How a Chemical Reaction Triggers Brain Inflammation in Alzheimer’s Disease
- Scientists at Scripps Research have identified a specific chemical reaction that triggers chronic brain inflammation in Alzheimer's disease, offering a potential new target for treatment.
- In the brains of people with Alzheimer's disease, STING undergoes a chemical modification called S-nitrosylation (SNO), where nitric oxide binds to the protein to form "SNO-STING." This modification...
- The research, published in Cell Chemical Biology on April 23, 2026, used human Alzheimer's brain cells in a preclinical study to identify this molecular switch.
Scientists at Scripps Research have identified a specific chemical reaction that triggers chronic brain inflammation in Alzheimer’s disease, offering a potential new target for treatment. The discovery centers on a protein called STING, which normally acts as an early-warning system for infections but becomes pathologically overactivated in Alzheimer’s brains through a process known as S-nitrosylation.
In the brains of people with Alzheimer’s disease, STING undergoes a chemical modification called S-nitrosylation (SNO), where nitric oxide binds to the protein to form “SNO-STING.” This modification causes STING to cluster into inflammatory complexes, driving the chronic activation of the brain’s immune cells that damages connections between nerve cells.
The research, published in Cell Chemical Biology on April 23, 2026, used human Alzheimer’s brain cells in a preclinical study to identify this molecular switch. By blocking the S-nitrosylation of STING at a specific building block—cysteine 148—scientists were able to quiet the brain’s “immune storm” in mouse models of the disease.
This precision targeting approach differs from many anti-inflammatory drugs that shut down the entire immune system. Instead, blocking the SNO modification at cysteine 148 only prevents the overactivation caused by Alzheimer’s pathology, preserving the body’s ability to fight infections through other immune pathways.
In preclinical models, preventing S-nitrosylation of STING did more than reduce inflammation—it actively stopped the degradation of synapses, the connections between brain cells required for memory and learning. The study showed that stopping the formation of SNO-STING protected these vital nerve cell connections in Alzheimer’s mouse models.

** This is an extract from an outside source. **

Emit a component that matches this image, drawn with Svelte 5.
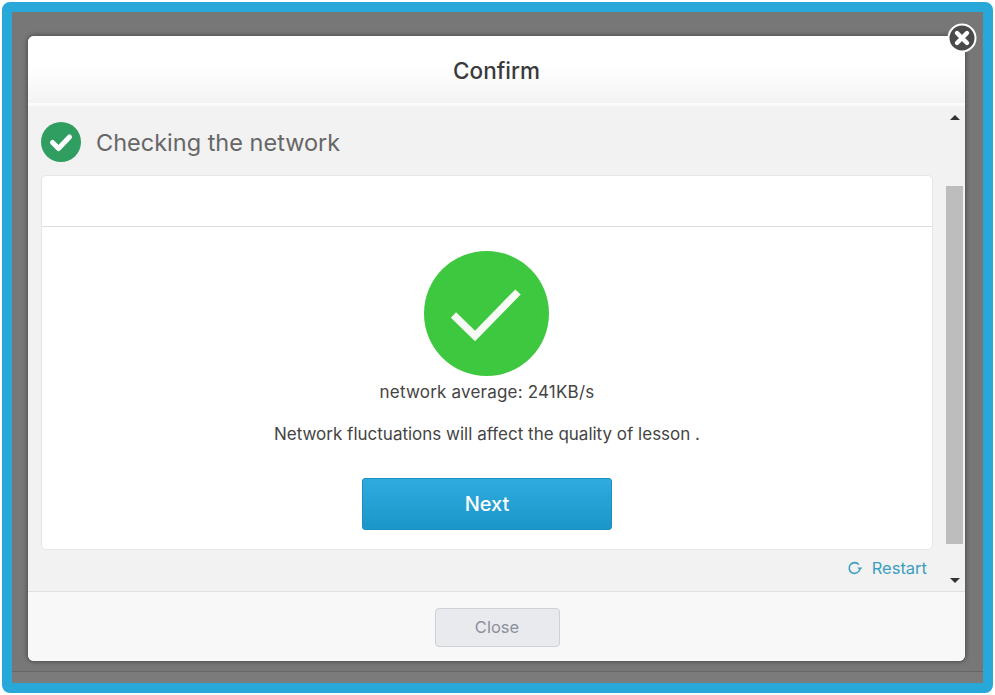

The findings build on existing evidence that in Alzheimer’s disease, the brain’s immune cells are chronically overactivated, causing inflammation that damages synaptic connections. Researchers note that the SNO modification is triggered by factors associated with aging and Alzheimer’s pathology, including toxins and protein clumps like amyloid-beta.
While the research represents a promising direction for Alzheimer’s treatment, scientists emphasize that the findings come from preclinical studies using mouse models and human brain cells. Further research will be needed to determine whether targeting this specific chemical modification could be safe and effective in human patients.